There are bits and pieces I understand, but I'm missing the holistic picture that will put my mind at ease. I'm quite certain that I understand that for a given curve $f(x,y)$, its gradient will be tangent to the level surface $f(x,y,z) = k$ because its directional derivative will be $0$. Specifically, I'm hung up on the idea that they must be parallel I cannot directly see how the case where they are anti-parallel isn't possible. Furthermore, I'm not sure why the constraint curve $g(x,y)$ is set to $0$ in this explanation. If someone could explain in detail the ideas behind this sentence, I would appreciate it.
The constraint curve can be given by $g(x,y)=c,$ where $c$ is any constant. But if you consider $h(x,y)=g(x,y)-c$ then you have that the curve is given by $h(x,y)=0.$ So, you always can assume that $g(x,y)=0.$
Now, since $g(x,y)=0,$ assuming that in a neigbourhood of a point it is $y=y(x),$ we get $$\frac{\partial g}{\partial x}+\frac{\partial g}{\partial y}\frac{dy}{dx}=0.$$ Since $T=\left(1,\frac{dy}{dx}\right)$ is tangent to the curve it is $T\cdot \nabla g=0,$ that is, $\nabla g$ is perpendicular to the curve.

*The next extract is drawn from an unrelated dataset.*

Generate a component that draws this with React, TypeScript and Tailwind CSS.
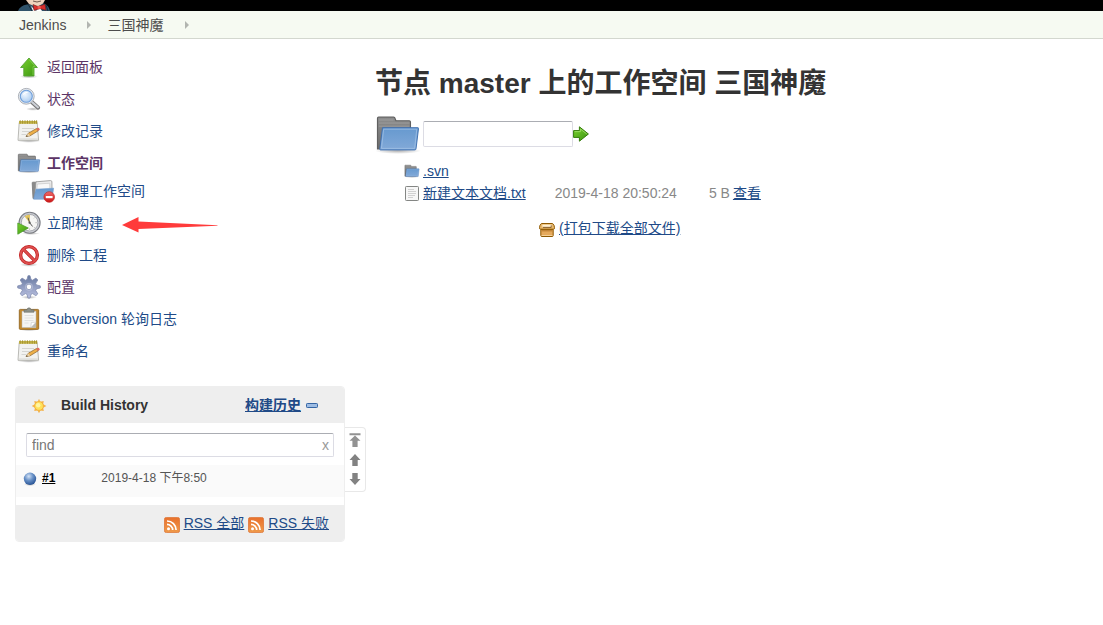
import type { ReactNode } from 'react';

type IconProps = { className?: string };

function Gradients() {
  return (
    <svg className="absolute h-0 w-0" aria-hidden="true">
      <defs>
        <linearGradient id="blueFolder" x1="0" y1="0" x2="0" y2="1">
          <stop offset="0" stopColor="#6699cf" />
          <stop offset="1" stopColor="#82a9d8" />
        </linearGradient>
        <linearGradient id="greyFolder" x1="0" y1="0" x2="0" y2="1">
          <stop offset="0" stopColor="#8e8e8e" />
          <stop offset="1" stopColor="#6c6c6c" />
        </linearGradient>
        <linearGradient id="green" x1="0" y1="0" x2="1" y2="1">
          <stop offset="0" stopColor="#7ad12f" />
          <stop offset="1" stopColor="#3a9411" />
        </linearGradient>
        <linearGradient id="gear" x1="0" y1="0" x2="0" y2="1">
          <stop offset="0" stopColor="#66789f" />
          <stop offset="1" stopColor="#bcc2e2" />
        </linearGradient>
        <linearGradient id="rss" x1="0" y1="0" x2="0" y2="1">
          <stop offset="0" stopColor="#e8702c" />
          <stop offset="1" stopColor="#ef9a4a" />
        </linearGradient>
        <linearGradient id="red" x1="0" y1="0" x2="0" y2="1">
          <stop offset="0" stopColor="#ef6a6a" />
          <stop offset="1" stopColor="#cc1414" />
        </linearGradient>
        <radialGradient id="ball" cx="0.4" cy="0.3" r="0.7">
          <stop offset="0" stopColor="#d3e2f6" />
          <stop offset="0.5" stopColor="#6790c6" />
          <stop offset="1" stopColor="#2a5596" />
        </radialGradient>
        <radialGradient id="lens" cx="0.4" cy="0.35" r="0.7">
          <stop offset="0" stopColor="#f0f7ff" />
          <stop offset="1" stopColor="#a9caef" />
        </radialGradient>
        <radialGradient id="shade">
          <stop offset="0" stopColor="#000" stopOpacity="0.3" />
          <stop offset="1" stopColor="#000" stopOpacity="0" />
        </radialGradient>
      </defs>
    </svg>
  );
}

function UpIcon() {
  return (
    <svg viewBox="0 0 24 24" className="size-6 shrink-0">
      <ellipse cx="12" cy="21.5" rx="9" ry="2" fill="url(#shade)" />
      <path d="M12 3 20.4 12.5H17V21H6.8V12.5H3.6Z" fill="url(#green)" stroke="#55a332" strokeWidth=".9" />
      <path d="M12 4.4 18.2 11.6H16V20" fill="none" stroke="#8bd854" strokeWidth=".7" />
    </svg>
  );
}

function SearchIcon() {
  return (
    <svg viewBox="0 0 24 24" className="size-6 shrink-0">
      <ellipse cx="16" cy="22" rx="7" ry="1.8" fill="url(#shade)" />
      <path d="m14.5 14.7 6.6 6" stroke="#777" strokeWidth="4" strokeLinecap="round" />
      <path d="m14.7 14.7 6.2 5.6" stroke="#ccd0d6" strokeWidth="2.2" strokeLinecap="round" />
      <circle cx="9.3" cy="9.3" r="7.9" fill="#e9ebee" stroke="#a3a8b0" strokeWidth=".9" />
      <circle cx="9.3" cy="9.3" r="6" fill="url(#lens)" stroke="#6f9fdb" strokeWidth="1.1" />
      <path d="M5.5 8.5c1-3.5 4-4.2 6.5-3-2 .2-4.5 1-6.5 3Z" fill="#fff" />
    </svg>
  );
}

function NotepadIcon() {
  return (
    <svg viewBox="0 0 24 24" className="size-6 shrink-0">
      <ellipse cx="12" cy="22" rx="11.5" ry="1.8" fill="url(#shade)" />
      <path d="M2.2 3.5h18l1.4 17.8H1Z" fill="#f2f2f0" stroke="#a9a9a4" strokeWidth=".8" />
      <path d="M2 2h18.2v2.8H2Z" fill="#c6b64d" />
      <path d="M3.2 1.2v3.6M5.6 1.2v3.6M8 1.2v3.6M10.4 1.2v3.6M12.8 1.2v3.6M15.2 1.2v3.6M17.6 1.2v3.6M19.6 1.2v3.6" stroke="#9c8a24" strokeWidth=".8" />
      <path d="M5 9.5h12M5 12.5h8M4.5 15.5h5" stroke="#d5d5d2" />
      <path d="M1.8 20h19" stroke="#d8d8d5" />
      <path d="m9 17.6 2.3-3.4 8.2-4.7 1.7 2.3-8.1 5Z" fill="#eeb04a" stroke="#87602a" strokeWidth=".7" />
      <path d="m9 17.6 2.3-3.4 1.8 2.6Z" fill="#ecd3a8" />
      <path d="m9 17.6.9-1.4.9 1Z" fill="#222" />
      <path d="m19.2 9.7 1.6-.9c1-.5 2.6 1.6 1.7 2.3l-1.6 1Z" fill="#df6a5e" />
    </svg>
  );
}

function FolderIcon({ className = 'size-6' }: IconProps) {
  return (
    <svg viewBox="0 0 24 24" className={`${className} shrink-0`}>
      <ellipse cx="12" cy="20.8" rx="12" ry="1.6" fill="url(#shade)" />
      <path d="M1.3 19.8V3.8q0-.6.6-.6h7.8q.6 0 .8.7l.4 1.2h7q.6 0 .6.6V19.8Z" fill="url(#greyFolder)" stroke="#606060" strokeWidth=".6" />
      <path d="M2 4.7h7.6M2 6.3h16M2 7.9h16" stroke="#a4a4a4" strokeWidth=".4" />
      <path d="M3.9 8.7h18.5q.4 0 .3.5L21.4 19.7q0 .6-.6.6H2.9q-.5 0-.4-.6Z" fill="url(#blueFolder)" stroke="#3f70b0" strokeWidth=".5" />
      <path d="M4.5 9.5H21.8L20.7 19.5H3.4Z" fill="none" stroke="#a8c6e8" strokeWidth=".35" />
    </svg>
  );
}

function WipeIcon() {
  return (
    <svg viewBox="0 0 24 24" className="size-6 shrink-0">
      <path d="M2 19.5 1.2 3.8q0-.6.6-.6h4L7.5 6v13.5Z" fill="#8a8a8a" stroke="#777" strokeWidth=".8" />
      <path d="m5 2.8 14.5-1.2q1.3 0 1.4 1.2L21 13H4Z" fill="#ededed" stroke="#929292" strokeWidth=".8" />
      <path d="m6.3 5 12.5-.8.2 8H5.6Z" fill="#f9f9f9" stroke="#c5c5c5" strokeWidth=".7" />
      <path d="M5 10.2 22.6 9.2 21 20.2H2.6Z" fill="url(#blueFolder)" stroke="#6d9bcf" strokeWidth=".6" />
      <circle cx="18.2" cy="18" r="5.3" fill="url(#red)" stroke="#c22b2b" strokeWidth=".7" />
      <path d="M14.8 17h6.8v2.2h-6.8Z" fill="#fff" />
    </svg>
  );
}

function BuildIcon() {
  return (
    <svg viewBox="0 0 24 24" className="size-6 shrink-0">
      <ellipse cx="14" cy="22.6" rx="9" ry="1.3" fill="url(#shade)" />
      <circle cx="12.6" cy="11.7" r="10.5" fill="#c9cbd2" stroke="#7c7e84" strokeWidth="1.1" />
      <circle cx="12.6" cy="11.7" r="8.3" fill="#f6f6f4" stroke="#9b9da3" strokeWidth=".8" />
      <path d="M12.6 11.7 7.6 5.6Q10 3.6 13 3.9Z" fill="#e3c45b" />
      <path d="m12.6 11.7-1.6-5M12.6 11.7l3 3.8" stroke="#555" />
      <path d="M19.7 11.7h-1.2M12.6 18.7v-1.2M17.7 6.6l-.7.7M17.7 16.8l-.7-.7" stroke="#999" strokeWidth=".8" />
      <circle cx="12.6" cy="11.7" r="1.1" fill="#555" />
      <path d="M.8 12V23.2L11.3 17Z" fill="url(#green)" stroke="#4b9c2b" strokeWidth=".8" />
    </svg>
  );
}

function DeleteIcon() {
  return (
    <svg viewBox="0 0 24 24" className="size-6 shrink-0">
      <ellipse cx="12" cy="21.6" rx="9" ry="2.2" fill="url(#shade)" />
      <circle cx="12" cy="12" r="8.4" fill="#fff" stroke="#c01e1e" strokeWidth="3.3" />
      <path d="m6.2 6.2 11.6 11.6" stroke="#c01e1e" strokeWidth="3.2" />
      <circle cx="12" cy="12" r="8.4" fill="none" stroke="#de5050" strokeWidth="1.9" />
      <path d="m6.2 6.2 11.6 11.6" stroke="#de5050" strokeWidth="1.8" />
    </svg>
  );
}

function GearIcon() {
  return (
    <svg viewBox="0 0 24 24" className="size-6 shrink-0">
      <ellipse cx="12" cy="22.3" rx="8" ry="1.7" fill="url(#shade)" />
      <path
        fillRule="evenodd"
        d="M11 .7h2l1 3.8 1.6.7 3.3-2.1 1.9 1.9-2.1 3.3.7 1.6 3.9 1v2l-3.9 1-.7 1.6 2.1 3.3-1.9 1.9-3.3-2.1-1.6.7-1 3.8h-2l-1-3.8-1.6-.7-3.3 2.1-1.9-1.9 2.1-3.3-.7-1.6-3.9-1v-2l3.9-1 .7-1.6L3.2 5l1.9-1.9 3.3 2.1 1.6-.7ZM12 9.1a2.8 2.8 0 1 0 0 5.6 2.8 2.8 0 0 0 0-5.6Z"
        fill="url(#gear)"
        stroke="#808bb0"
        strokeWidth=".8"
      />
      <circle cx="12" cy="11.9" r="3.6" fill="none" stroke="#bdc4dc" strokeWidth=".7" />
    </svg>
  );
}

function ClipboardIcon() {
  return (
    <svg viewBox="0 0 24 24" className="size-6 shrink-0">
      <ellipse cx="12" cy="23" rx="9" ry="1" fill="url(#shade)" />
      <rect x="2.3" y="2.4" width="19.4" height="20" rx="1" fill="#c48b30" stroke="#8b5d17" strokeWidth=".8" />
      <path d="M5 4.2h14v16.3H5Z" fill="#f5f5f3" stroke="#bbb" strokeWidth=".5" />
      <path d="M7.5 8.5h9M7.5 11h9M7.5 13.5h9M7.5 16h4" stroke="#dcdcda" strokeWidth=".8" />
      <path d="M13.8 20.5 19 15.2v5.3Z" fill="#b9b9b5" />
      <path d="m13.8 20.5.5-5L19 15.2Z" fill="#fff" stroke="#bbb" strokeWidth=".5" />
      <path d="M7 5.2V2.8h3q.2-2 2-2t2 2h3v2.4Z" fill="#8d918a" stroke="#696b65" strokeWidth=".6" />
    </svg>
  );
}

function RedArrow() {
  return (
    <svg viewBox="0 0 96 16" className="mt-1 ml-[19px] h-4 w-24 shrink-0" aria-hidden="true">
      <path d="M0 8 16.5 0V4.5L95.5 8.2V8.8L16.5 12v3.5Z" fill="#ff3b3b" />
    </svg>
  );
}

function SunIcon() {
  return (
    <svg viewBox="0 0 16 16" className="mt-px size-4 shrink-0">
      <path d="m8 .7 1.3 3L12.7 3l-.5 3.2 3.2 1.9-3.2 1.6.6 3.3-3.4-.6L8 15.3l-1.4-2.9-3.3.6.6-3.3L.7 8.1l3.2-1.9L3.3 3l3.4.7Z" fill="#f4b24a" />
      <circle cx="8" cy="8" r="4.4" fill="#ffe25a" stroke="#f2ae3a" strokeWidth=".8" />
      <circle cx="7.2" cy="7.2" r="2.2" fill="#fff5a3" />
    </svg>
  );
}

function RssIcon() {
  return (
    <svg viewBox="0 0 16 16" className="mt-[3px] size-4 shrink-0">
      <rect x=".4" y=".4" width="15.2" height="15.2" rx="2" fill="url(#rss)" stroke="#dd7433" strokeWidth=".8" />
      <circle cx="4.5" cy="11.7" r="1.5" fill="#fff" />
      <path d="M3 7.4a5.7 5.7 0 0 1 5.7 5.7M3 4a9.1 9.1 0 0 1 9.1 9.1" fill="none" stroke="#fff" strokeWidth="1.7" />
    </svg>
  );
}

function FileIcon() {
  return (
    <svg viewBox="0 0 16 16" className="size-4 shrink-0">
      <rect x="1.5" y="1.5" width="13" height="14" rx=".8" fill="#f7f7f7" stroke="#848684" />
      <path d="M4 4.5h6M4 6.5h8M4 8.5h8M4 10.5h7M4 12.5h5" stroke="#c6c6c6" strokeWidth=".8" />
    </svg>
  );
}

function PackageIcon() {
  return (
    <svg viewBox="0 0 16 16" className="mt-[3px] size-4 shrink-0">
      <path d="M1.8 7.5h12.4v6q0 1-1 1H2.8q-1 0-1-1Z" fill="#e5a95c" stroke="#8f5902" />
      <path d="M2.6 8.8h10.8" stroke="#b3752a" />
      <path d="M2.6 13.5h10.8" stroke="#f5d199" />
      <path d="M2.4 1.5h11.2q1.9 1.5 1.9 4.2 0 1.5-.8 1.5H1.3Q.5 7.2.5 5.7q0-2.7 1.9-4.2Z" fill="#e9b96e" stroke="#8f5902" />
      <path d="M3.4 2.7h9.2v2.2H3.4Z" fill="#fff0d2" />
      <path d="M4 5.4h8.2V3.3" fill="none" stroke="#704b20" strokeWidth=".8" />
    </svg>
  );
}

function GoIcon() {
  return (
    <svg viewBox="0 0 16 16" className="block size-4">
      <path d="M.6 4.6h5.8V.8L15.4 8l-9 7.2v-3.8H.6Z" fill="url(#green)" stroke="#347b0c" />
      <path d="M1.6 5.6h5.8V3L13.8 8" fill="none" stroke="#a5e36d" strokeWidth=".8" />
    </svg>
  );
}

function ButlerIcon() {
  return (
    <svg viewBox="0 0 34 11" className="h-[11px] w-[34px]">
      <path d="M0 11Q2 5.5 9 4.5l17-1q5 2 6 7.5Z" fill="#30536a" />
      <path d="M8 0h19l-2 3.5-6 3.5-8-3Z" fill="#efd4bd" />
      <path d="m13 6 5 5 3-5 3 5h-9Z" fill="#fff" />
      <path d="m15 4.5 5 2 7-2.3 1 6-6-1.5-6 1.7Z" fill="#d92e2b" stroke="#5a1515" strokeWidth=".5" />
      <path d="m19.5 6 3-.2.3 3h-3Z" fill="#ee5b50" />
      <path d="m10 4 4 7M28 5l2 6" stroke="#182d3a" />
      <path d="m15 1 4 1 4-1" fill="none" stroke="#513a30" strokeWidth=".8" />
    </svg>
  );
}

function Separator() {
  return (
    <svg viewBox="0 0 4 8" className="h-2 w-1 shrink-0" aria-hidden="true">
      <path d="M0 0 4 4 0 8Z" fill="#b2b5b0" />
    </svg>
  );
}

type Task = { label: string; icon: ReactNode; visited?: boolean; current?: boolean; sub?: boolean; marked?: boolean };

const tasks: Task[] = [
  { label: '返回面板', icon: <UpIcon />, visited: true },
  { label: '状态', icon: <SearchIcon />, visited: true },
  { label: '修改记录', icon: <NotepadIcon /> },
  { label: '工作空间', icon: <FolderIcon />, visited: true, current: true },
  { label: '清理工作空间', icon: <WipeIcon />, sub: true },
  { label: '立即构建', icon: <BuildIcon />, marked: true },
  { label: '删除 工程', icon: <DeleteIcon /> },
  { label: '配置', icon: <GearIcon />, visited: true },
  { label: 'Subversion 轮询日志', icon: <ClipboardIcon /> },
  { label: '重命名', icon: <NotepadIcon /> },
];

function TaskRow({ task }: { task: Task }) {
  return (
    <li className={task.sub ? 'mb-1 ml-[14px] flex h-6 items-center' : 'flex h-8 items-center'}>
      <a
        href="#"
        className={`flex items-center gap-[6px] ${task.visited ? 'text-[#5c3566]' : 'text-[#204a87]'} ${task.current ? 'font-bold' : ''}`}
      >
        {task.icon}
        <span className="leading-5">{task.label}</span>
      </a>
      {task.marked && <RedArrow />}
    </li>
  );
}

function BuildHistory() {
  return (
    <div className="mt-[19px] flex items-start">
      <section className="min-w-0 flex-1 overflow-hidden rounded border border-[#eee]">
        <header className="flex h-9 items-center bg-[#eee] pr-[26px] pl-[15px]">
          <SunIcon />
          <h2 className="ml-[14px] flex-1 font-bold text-[#333]">Build History</h2>
          <a href="#" className="font-bold text-[#204a87] underline">构建历史</a>
          <button aria-label="收起" className="ml-[5px]">
            <svg viewBox="0 0 12 5" className="h-[5px] w-3">
              <rect x=".5" y=".5" width="11" height="4" rx=".8" fill="#9dbce3" stroke="#3465a4" />
            </svg>
          </button>
        </header>
        <div className="relative mx-[10px] mt-[10px] mb-2">
          <input
            aria-label="find"
            placeholder="find"
            className="block h-6 w-full rounded-xs border border-[#dcdce4] border-t-[#abadb3] px-[5px] outline-none placeholder:text-[#777]"
          />
          <button aria-label="清除" className="absolute top-1 right-[5px] leading-4 text-[#999]">x</button>
        </div>
        <div className="flex h-8 items-start bg-[#fafafa] pt-1 pl-[7px] leading-[18px]">
          <svg viewBox="0 0 14 14" className="mt-[3px] size-[14px]">
            <ellipse cx="7" cy="12.6" rx="6" ry="1.4" fill="url(#shade)" />
            <circle cx="7" cy="6.8" r="6.2" fill="url(#ball)" />
          </svg>
          <a href="#" className="ml-[5px] text-xs leading-[18px] font-bold text-black underline">#1</a>
          <time className="ml-[46px] text-xs leading-[18px] text-[#555]">2019-4-18 下午8:50</time>
        </div>
        <footer className="mt-2 flex h-9 items-center justify-end gap-1 bg-[#eee] pr-[15px] text-[#204a87]">
          <RssIcon />
          <a href="#" className="underline">RSS 全部</a>
          <RssIcon />
          <a href="#" className="underline">RSS 失败</a>
        </footer>
      </section>
      <nav aria-label="构建翻页" className="mt-[41px] flex h-[65px] w-[21px] flex-col items-center gap-[7px] rounded-r border border-l-0 border-[#e8e8e8] pt-[5px]">
        <button aria-label="最新">
          <svg viewBox="0 0 12 14" className="block h-[14px] w-3"><path d="M.5.2h11v2H.5ZM6 2.5l5.5 5.3H8.6V14H3.4V7.8H.5Z" fill="#929292" /></svg>
        </button>
        <button aria-label="较新">
          <svg viewBox="0 0 12 12" className="block size-3"><path d="m6 0 5.5 6H8.7v6H3.3V6H.5Z" fill="#828282" /></svg>
        </button>
        <button aria-label="较旧">
          <svg viewBox="0 0 12 12" className="block size-3"><path d="m6 12 5.5-6H8.7V0H3.3v6H.5Z" fill="#828282" /></svg>
        </button>
      </nav>
    </div>
  );
}

export default function App() {
  return (
    <div className="min-h-screen bg-white text-sm text-[#333] [font-family:'Liberation_Sans','Noto_Sans_CJK_SC',sans-serif]">
      <Gradients />
      <header className="bg-black pl-[18px]">
        <ButlerIcon />
      </header>
      <nav aria-label="breadcrumb" className="flex h-7 items-center border-b border-[#d3d7cf] bg-[#f6faf2] pl-[19px] text-[#4d4d4d]">
        <a href="#" className="mr-[21px]">Jenkins</a>
        <Separator />
        <a href="#" className="mr-[22px] ml-4">三国神魔</a>
        <Separator />
      </nav>
      <div className="flex items-start">
        <aside className="w-[366px] shrink-0 pt-3 pl-[15px]">
          <ul className="pl-[2px]">
            {tasks.map((task) => (
              <TaskRow key={task.label} task={task} />
            ))}
          </ul>
          <BuildHistory />
        </aside>
        <main className="min-w-0 flex-1 pt-[25px] pl-[9px]">
          <h1 className="text-[28px] leading-10 font-bold">节点 master 上的工作空间 三国神魔</h1>
          <form className="mt-[7px] flex items-center" onSubmit={(e) => e.preventDefault()}>
            <FolderIcon className="size-[46px]" />
            <input
              aria-label="路径"
              className="ml-[2px] h-[26px] w-[150px] rounded-xs border border-[#dcdce4] border-t-[#abadb3] px-1 outline-none"
            />
            <button aria-label="前往"><GoIcon /></button>
          </form>
          <table className="mt-[3px] ml-[29px]">
            <tbody>
              <tr className="h-[22px]">
                <td className="pr-[3px]"><FolderIcon className="size-4" /></td>
                <td><a href="#" className="text-[#204a87] underline">.svn</a></td>
                <td colSpan={3} />
              </tr>
              <tr className="h-[22px]">
                <td className="pr-[3px]"><FileIcon /></td>
                <td className="pr-[29px]"><a href="#" className="text-[#204a87] underline">新建文本文档.txt</a></td>
                <td className="pr-8 text-[#888]">2019-4-18 20:50:24</td>
                <td className="pr-[3px] text-[#888]">5 B</td>
                <td><a href="#" className="text-[#204a87] underline">查看</a></td>
              </tr>
            </tbody>
          </table>
          <a href="#" className="mt-[14px] ml-[164px] flex w-fit items-center gap-1 text-[#204a87] underline">
            <PackageIcon />
            <span>(打包下载全部文件)</span>
          </a>
        </main>
      </div>
    </div>
  );
}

Now, if we consider a level curve of $f$ we have the same result, that is, $\nabla f$ is perpendicular to such a curve. So, if a level curve of is tangent to the curve $g(x,y)=0$ at some point $(x_0,y_0)$ then both curves have the same tangent vector $T$ at $(x_0,y_0).$ Since $\nabla f\perp T$ (since $\nabla f$ is perpendicular to the tangent vector of its level curves) and $\nabla g\perp T,$ as we have seen, the only possibility is $\nabla f||\nabla g.$